A quantitative genetics approach to the evolution of phenotypic (co)variance under limited dispersal, with an application to socially synergistic traits

Abstract

AbstractDarwinian evolution consists of the gradual transformation of heritable quantitative traits due to natural selection and the input of random variation by mutation. Here, we use a quantitative genetics approach to investigate the coevolution of multiple traits under selection, mutation, and limited dispersal. We track the dynamics of trait means and variance-covariances between traits that experience frequency-dependent selection. Assuming a multivariate-normal trait distribution, we recover classical dynamics of quantitative genetics, as well as stability and evolutionary branching conditions of invasion analyses, except that due to limited dispersal, selection depends on indirect fitness effects and relatedness. In particular, correlational selection that associates different traits within-individuals depends on the fitness effects of such associations between-individuals. These kin selection effects can be as relevant as pleiotropy for correlation between traits.

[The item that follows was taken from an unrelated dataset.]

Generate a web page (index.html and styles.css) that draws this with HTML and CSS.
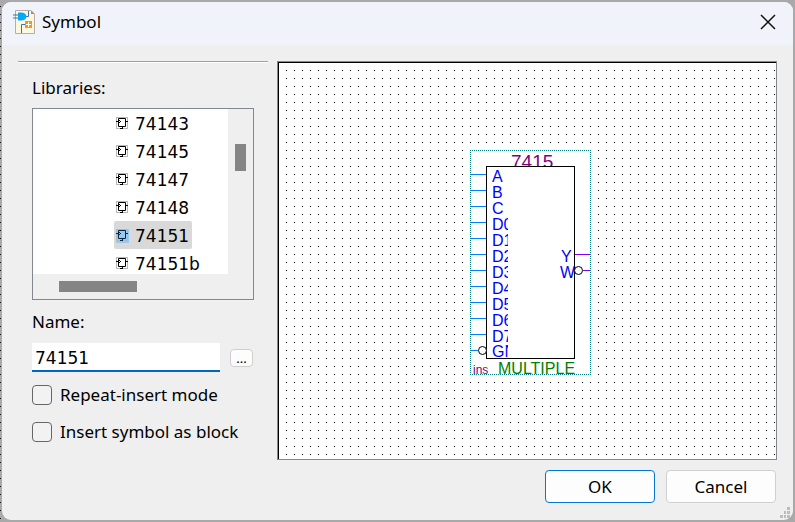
FILE: index.html
```html
<!DOCTYPE html>
<html lang="en">
<head>
<meta charset="utf-8">
<title>Symbol</title>
<link rel="stylesheet" href="styles.css">
</head>
<body>
<svg class="defs" aria-hidden="true">
  <symbol id="part" viewBox="0 0 13 14">
    <rect x=".5" y=".5" width="11" height="11" fill="none" stroke="#b8b8b8"/>
    <path d="M2.5 1.5H9.5V9.5H2.5ZM0 4.500H2M10 4.500H12M6.500 10V12M4 11.500H7" fill="none" stroke="currentColor"/>
    <path d="M3 3h1v1h-1zM4 4h1v1h-1zM3 5h1v1h-1z" fill="currentColor"/>
  </symbol>
</svg>
<main class="dialog">
  <header class="titlebar">
    <svg class="app-icon" width="22" height="24" viewBox="0 0 22 24" aria-hidden="true">
      <path d="M2.500 .5H18L21.500 4V23.500H2.500Z" fill="#fff8e1" stroke="#bcaaa4"/>
      <path d="M18 .5V4H21.500Z" fill="#a1887f"/>
      <path d="M0 5H6M0 8H6M13 6.500H15.500V1M8.500 23V14.500H13" fill="none" stroke="#3f6fb5"/>
      <path d="M5 2.500H9Q13 3 13.500 6.500Q13 10 9 10.500H5Z" fill="#03a9f4"/>
      <rect x="12" y="11" width="7" height="7" fill="#ff9800"/>
      <path d="M13 14.500H18M15.500 12V17" stroke="#fff"/>
    </svg>
    <h1>Symbol</h1>
    <button class="close" aria-label="Close">
      <svg width="16" height="16" viewBox="0 0 16 16"><path d="M1 1L15 15M15 1L1 15" stroke="#111" stroke-width="1.500"/></svg>
    </button>
  </header>
  <div class="content">
    <section class="side">
      <h2>Libraries:</h2>
      <div class="list">
        <ul>
          <li><svg><use href="#part"/></svg>74143</li>
          <li><svg><use href="#part"/></svg>74145</li>
          <li><svg><use href="#part"/></svg>74147</li>
          <li><svg><use href="#part"/></svg>74148</li>
          <li class="selected"><svg><use href="#part"/></svg>74151</li>
          <li><svg><use href="#part"/></svg>74151b</li>
        </ul>
        <div class="vbar"><span></span></div>
        <div class="hbar"><span></span></div>
      </div>
      <label class="name-label" for="name">Name:</label>
      <div class="name-row">
        <input id="name" type="text" value="74151">
        <button class="browse" aria-label="Browse">...</button>
      </div>
      <label class="check"><input type="checkbox">Repeat-insert mode</label>
      <label class="check"><input type="checkbox">Insert symbol as block</label>
    </section>
    <section class="canvas">
      <svg class="symbol" width="121" height="225" viewBox="0 0 121 225">
        <defs>
          <clipPath id="pins"><rect x="17" y="17" width="21" height="191"/></clipPath>
          <clipPath id="top"><rect x="30" y="0" width="60" height="16"/></clipPath>
        </defs>
        <rect width="121" height="225" fill="#fff"/>
        <path d="M0 .5H121M0 224.500H121M.5 0V225M120.500 0V225" stroke="#008080" stroke-dasharray="1 1"/>
        <path d="M1 24.500H16M1 40.500H16M1 56.500H16M1 72.500H16M1 88.500H16M1 104.500H16M1 120.500H16M1 136.500H16M1 152.500H16M1 168.500H16M1 184.500H16M1 200.500H8" stroke="#0080ff"/>
        <path d="M105 104.500H120M113 120.500H120" stroke="#8000ff"/>
        <rect x="16.500" y="16.500" width="88" height="192" fill="#fff" stroke="#000"/>
        <g class="pin" clip-path="url(#pins)">
          <text x="22" y="32">A</text><text x="22" y="48">B</text><text x="22" y="64">C</text>
          <text x="22" y="80">D0</text><text x="22" y="96">D1</text><text x="22" y="112">D2</text>
          <text x="22" y="128">D3</text><text x="22" y="144">D4</text><text x="22" y="160">D5</text>
          <text x="22" y="176">D6</text><text x="22" y="192">D7</text><text x="22" y="207">GN</text>
        </g>
        <g class="pin"><text x="91" y="112">Y</text><text x="90" y="128">W</text></g>
        <circle cx="12.500" cy="200.500" r="4" fill="#fff" stroke="#000"/>
        <circle cx="108.500" cy="120.500" r="4" fill="#fff" stroke="#000"/>
        <text class="value" x="41" y="18" clip-path="url(#top)">7415</text>
        <text class="inst" x="3" y="224">ins</text>
        <text class="kind" x="28" y="224">MULTIPLE</text>
      </svg>
    </section>
  </div>
  <footer>
    <button class="action primary">OK</button>
    <button class="action">Cancel</button>
  </footer>
  <svg class="grip" width="10" height="11" viewBox="0 0 10 11" aria-hidden="true">
    <path d="M7 0h3v3h-3zM4 4h2v3h-2zM7 4h3v3h-3zM0 8h3v3h-3zM4 8h2v3h-2zM7 8h3v3h-3z" fill="#bdbdbd"/>
  </svg>
</main>
</body>
</html>
```
FILE: styles.css
```css
* { box-sizing: border-box; }
body {
  margin: 0;
  min-height: 100vh;
  display: flex;
  padding: 2px;
  background: conic-gradient(from 270deg at 1px 1px, #111 90deg, transparent 0) 0 6px / 8px 8px repeat-y, #a9a9a9;
  font: 17px/24px "Noto Sans", sans-serif;
  color: #000;
}
h1, h2, ul { margin: 0; padding: 0; font: inherit; }
button { font: inherit; color: inherit; padding: 0; }
.defs { position: absolute; width: 0; height: 0; }
.dialog {
  flex: 1;
  position: relative;
  display: flex;
  flex-direction: column;
  background: #efefef;
  border-radius: 9px;
  overflow: hidden;
}
.titlebar {
  height: 43px;
  display: flex;
  align-items: center;
  gap: 7px;
  padding: 0 17px 3px 11px;
  background: #f0f3fa;
}
.titlebar h1 { flex: 1; }
.close { display: flex; border: 0; background: none; }
.content {
  flex: 1;
  display: flex;
  gap: 9px;
  padding: 16px 16px 0;
}
.side {
  width: 250px;
  padding: 14px 14px 0;
  border-top: 1px solid #a0a0a0;
  box-shadow: inset 0 1px #fff;
}
.list {
  display: grid;
  grid-template: 165px 25px / 1fr 25px;
  margin: 8px 0 10px;
  border: 1px solid #828790;
  background: #efefef;
}
.list ul {
  overflow: hidden;
  padding-left: 81px;
  background: #fff;
  list-style: none;
}
.list li {
  display: flex;
  align-items: center;
  gap: 6px;
  width: fit-content;
  height: 28px;
  padding: 2px 3px 0 2px;
  border-radius: 2px;
  font: 17px/24px "DejaVu Sans", sans-serif;
}
.list li svg { width: 13px; height: 14px; }
.selected { background: #d9d9d9; }
.selected svg { background: #99c9ef; color: #002a4a; }
.vbar { padding: 35px 7px; }
.vbar span { display: block; height: 27px; background: #858585; }
.hbar { padding: 7px 26px; }
.hbar span { display: block; width: 78px; height: 11px; background: #858585; }
.name-label { display: block; }
.name-row { display: flex; align-items: center; gap: 10px; margin: 9px 0 13px; padding-right: 1px; }
.name-row input {
  flex: 1;
  min-width: 0;
  height: 29px;
  padding: 2px 3px 0;
  border: 0;
  border-bottom: 2px solid #0067c0;
  font: 17px/24px "DejaVu Sans", sans-serif;
  outline: 0;
}
.browse {
  width: 23px;
  height: 18px;
  border: 1px solid #cfcfcf;
  border-radius: 4px;
  background: #fdfdfd;
  font-size: 13px;
  line-height: 16px;
}
.check { display: flex; align-items: center; gap: 8px; height: 20px; margin-bottom: 17px; line-height: 26px; }
.check input {
  appearance: none;
  width: 20px;
  height: 20px;
  margin: 0;
  border: 1px solid #666;
  border-radius: 4px;
  background: #f2f2f2;
}
.canvas {
  flex: 1;
  position: relative;
  border: 1px solid #828790;
  box-shadow: inset 1px 1px #000;
  background: conic-gradient(from 270deg at 1px 1px, #000 90deg, #fff 0) 0 0 / 8px 8px;
}
.symbol { position: absolute; left: 192px; top: 88px; }
.pin { font: 16px "Liberation Sans", sans-serif; fill: #00f; }
.value { font: 19px "Liberation Sans", sans-serif; fill: #800080; }
.inst { font: 12px "Liberation Sans", sans-serif; fill: #800080; }
.kind { font: 16px "Liberation Sans", sans-serif; fill: #008000; }
footer { display: flex; justify-content: flex-end; gap: 11px; padding: 10px 17px 17px; }
.action {
  width: 110px;
  height: 33px;
  border: 1px solid #d0d0d0;
  border-radius: 4px;
  background: #fdfdfd;
}
.primary { border-color: #0078d4; }
.grip { position: absolute; right: 3px; bottom: 2px; }
```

We illustrate this with an example of the coevolution of two social traits whose association within-individual is costly but synergistically beneficial between-individuals. As dispersal becomes limited and relatedness increases, associations between-traits between-individuals become increasingly targeted by correlational selection. Consequently, the trait distribution goes from being bimodal with a negative correlation under panmixia to unimodal with a positive correlation under limited dispersal. More broadly, our approach can help understand the evolution of intra-specific variation.